Yüzyıllardır pek çok yıkıcı afet ve deprem görmüş olan Anadolu coğrafyasında bu yaşadığımız son olmayacaktır. Afetlerle mücadeleye yönelik etkin yasaların çıkarılması; büyük bir kararlılıkla ve tavizsiz şekilde bu yasaların uygulanması, denetlenmesi, sivil toplumla koordinasyonun etkinleştirilmesi, toplumun bilinçlendirilmesi, aklın ve bilimin öncülüğünde hareket edilmesi yaşayacağımız yıkımı en aza indirgeyecektir. Bu da ancak liyakat, şeffaflık, hesap verebilirlik ilkelerinin tavizsiz uygulandığı denge ve denetleme sistemi ile mümkündür.
Afetlerde doğru müdahale ve afetlere yönelik önleyici tedbirlerin etkin şekilde uygulanması için denge ve denetleme sistemi şarttır ve bu sistem Türkiye’de ivedilikle tesis edilmelidir.

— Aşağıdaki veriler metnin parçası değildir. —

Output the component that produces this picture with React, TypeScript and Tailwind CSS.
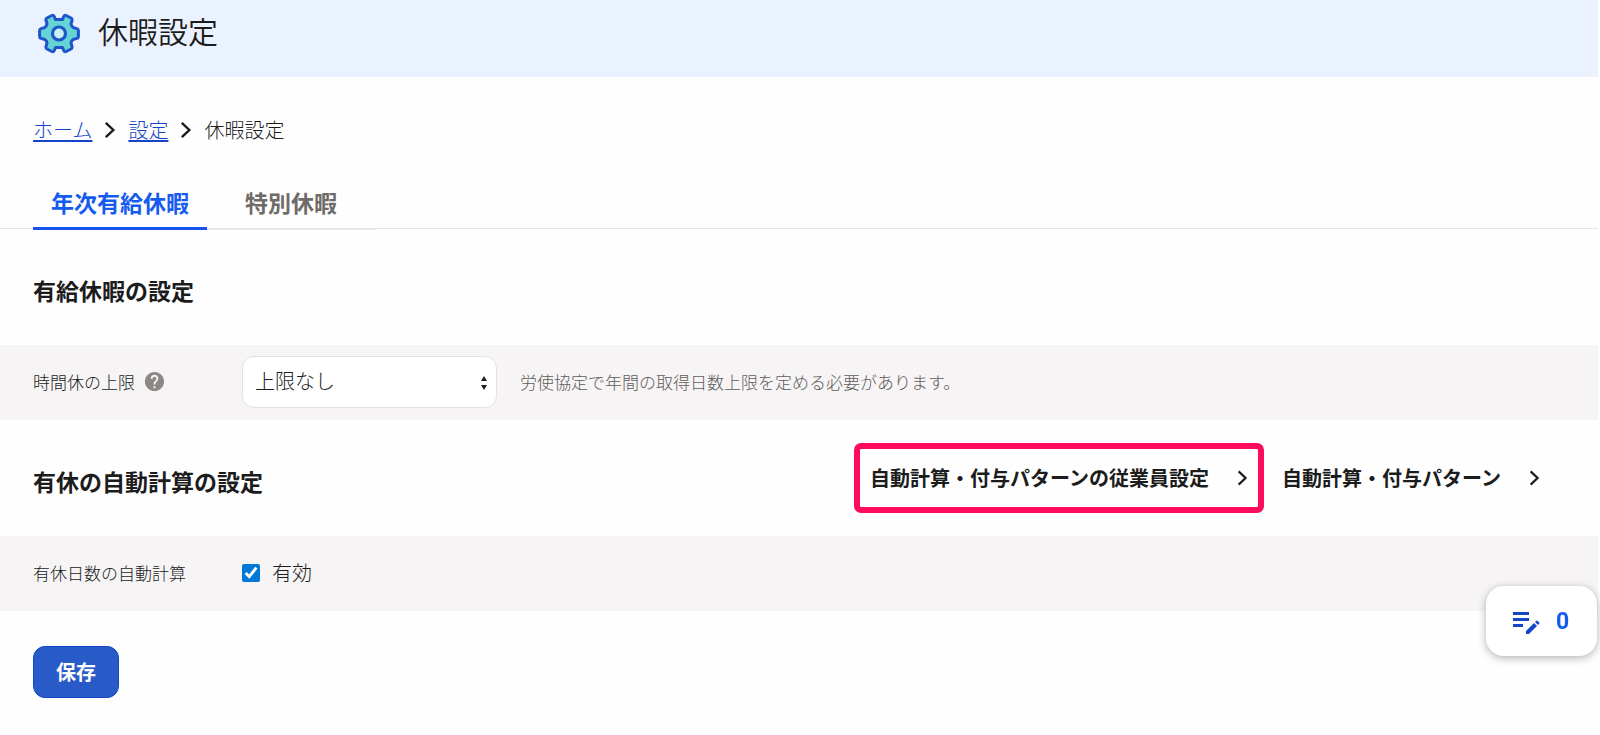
import React from "react";
import { MdHelp } from "react-icons/md";

function Chevron({ className }: { className: string }) {
  return (
    <svg viewBox="0 0 10 16" className={className} fill="none" stroke="currentColor" aria-hidden="true">
      <path d="M1.5 2 L7.8 8 L1.5 14" />
    </svg>
  );
}

function GearIcon() {
  return (
    <svg viewBox="0 0 42 42" className="h-[42px] w-[42px] shrink-0" aria-hidden="true">
      <path
        d="M17.6 6.6 L16.2 3.4 Q15.4 1.8 13.8 2.5 L9 5 Q7.6 5.9 8 7.5 L9 11 Q8.6 13.6 6.2 14.8 L3 15.6 Q1.6 16 1.6 17.6 L1.6 23.4 Q1.6 25 3 25.4 L6.2 26.2 Q8.6 27.4 9 30 L8 33.5 Q7.6 35.1 9 36 L13.8 38.5 Q15.4 39.2 16.2 37.6 L17.6 34.4 H24.4 L25.8 37.6 Q26.6 39.2 28.2 38.5 L33 36 Q34.4 35.1 34 33.5 L33 30 Q33.4 27.4 35.8 26.2 L39 25.4 Q40.4 25 40.4 23.4 L40.4 17.6 Q40.4 16 39 15.6 L35.8 14.8 Q33.4 13.6 33 11 L34 7.5 Q34.4 5.9 33 5 L28.2 2.5 Q26.6 1.8 25.8 3.4 L24.4 6.6 Z"
        fill="#66d3d5"
        stroke="#1f55cb"
        strokeWidth="3"
        strokeLinejoin="round"
      />
      <circle cx="21" cy="20.5" r="6.5" fill="#c9f1f0" stroke="#1f55cb" strokeWidth="3.2" />
    </svg>
  );
}

function NoteIcon() {
  return (
    <svg viewBox="0 0 28 24" className="h-6 w-7 shrink-0" aria-hidden="true">
      <g fill="#1448c8">
        <path d="M1 2h16v3H1zM1 8h16v3H1zM1 14h10v3H1z" />
        <path d="M14 21 L22 13 L25 16 L17 24 H14 Z" />
        <path d="M23 12 L24.3 10.8 Q25 10.3 25.7 10.9 L27.2 12.4 Q27.7 13 27.2 13.7 L26 15 Z" />
      </g>
    </svg>
  );
}

const linkBase = "flex h-[70px] items-center gap-7 rounded-[7px] border-6 px-2.5 text-[20px] font-bold";
const crumbLink = "text-[#1544c8] underline decoration-2 underline-offset-2";

export default function App() {
  return (
    <div className="min-h-screen bg-[#fefefe] pr-0.5 font-['Noto_Sans_CJK_JP',sans-serif] text-[#1c1c1c]">
      <header className="flex h-[77px] items-start gap-[18px] bg-[#eaf2ff] pt-[13px] pl-[38px]">
        <GearIcon />
        <h1 className="text-[30px] leading-[34px] font-[350]">休暇設定</h1>
      </header>

      <nav aria-label="breadcrumb" className="px-[33px] pt-[38px]">
        <ol className="flex items-center gap-3 text-[20px] leading-[30px] font-light">
          <li>
            <a href="#" className={crumbLink}>ホーム</a>
          </li>
          <li><Chevron className="h-5 w-3 stroke-[2]" /></li>
          <li>
            <a href="#" className={crumbLink}>設定</a>
          </li>
          <li><Chevron className="h-5 w-3 stroke-[2]" /></li>
          <li>休暇設定</li>
        </ol>
      </nav>

      <div role="tablist" className="mt-[30px] flex h-[54px] border-b border-[#e6e6e6] px-[33px]">
        <button role="tab" aria-selected="true" className="-mb-0.5 border-b-3 border-[#1553ee] px-[18px] pt-0.5 text-[23px] font-bold text-[#155bf0]">
          年次有給休暇
        </button>
        <button role="tab" aria-selected="false" className="-mb-0.5 border-b-2 border-[#e6e6e6] px-[38px] pt-0.5 text-[23px] font-bold text-[#6e6b68]">
          特別休暇
        </button>
      </div>

      <main>
        <div className="flex h-[116px] items-center px-[33px]">
          <h2 className="pt-1.5 text-[23px] font-bold">有給休暇の設定</h2>
        </div>
        <div className="flex h-[75px] items-center bg-[#f6f4f5] px-[33px] pb-0.5">
          <div className="flex w-[209px] shrink-0 items-center gap-2 text-[17px] font-light">
            <label htmlFor="limit">時間休の上限</label>
            <MdHelp className="h-[23px] w-[23px] text-[#8b8986]" aria-hidden="true" />
          </div>
          <div className="relative w-[255px] shrink-0">
            <select
              id="limit"
              className="block h-[52px] w-full appearance-none rounded-xl border border-[#e4e2e2] bg-white px-3 pb-0.5 text-[20px] font-light"
            >
              <option>上限なし</option>
            </select>
            <svg viewBox="0 0 6 14" className="pointer-events-none absolute top-5 right-2.5 h-3.5 w-1.5" aria-hidden="true">
              <path d="M3 0 L6 5 H0 Z M3 14 L6 9 H0 Z" fill="#1c1c1c" />
            </svg>
          </div>
          <p className="ml-[23px] text-[17px] font-light text-[#5f5c5a]">労使協定で年間の取得日数上限を定める必要があります。</p>
        </div>

        <div className="flex h-[116px] items-center justify-between pr-[42px] pl-[33px]">
          <h2 className="pt-1.5 text-[23px] font-bold">有休の自動計算の設定</h2>
          <div className="flex gap-0.5">
            <a href="#" className={`${linkBase} border-[#ff0a5c]`}>
              自動計算・付与パターンの従業員設定
              <Chevron className="h-[18px] w-[11px] stroke-2" />
            </a>
            <a href="#" className={`${linkBase} border-transparent`}>
              自動計算・付与パターン
              <Chevron className="h-[18px] w-[11px] stroke-2" />
            </a>
          </div>
        </div>
        <div className="flex h-[75px] items-center bg-[#f6f4f5] px-[33px] pb-0.5">
          <div className="w-[209px] shrink-0 text-[17px] font-light">有休日数の自動計算</div>
          <label className="flex items-center gap-3 text-[20px] font-light">
            <input type="checkbox" defaultChecked className="h-[18px] w-[18px] accent-[#0078d7]" />
            有効
          </label>
        </div>

        <div className="px-[33px] pt-[35px]">
          <button className="h-[52px] rounded-xl border border-[#1246c4] bg-[#285ac8] px-[22px] text-[20px] font-bold text-white">
            保存
          </button>
        </div>
      </main>

      <button className="fixed right-[3px] bottom-[79px] flex h-[70px] w-[111px] items-center justify-center gap-4 rounded-[18px] bg-white pt-0.5 pr-0.5 text-[#155bf0] shadow-[0_2px_8px_rgba(0,0,0,0.3)]">
        <NoteIcon />
        <span className="font-['Roboto',sans-serif] text-[23px] font-bold">0</span>
      </button>
    </div>
  );
}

Denge ve Denetleme Ağı olarak önümüzdeki süreçte yaşadığımız bu felaketi bütün boyutlarıyla ele almaya, afetin koordinasyonu için üzerimize düşen sorumluluğu yerine getirmeye ve atılacak bütün siyasi ve hukuki adımları denge ve denetleme perspektifi ile takip etmeye devam edeceğiz.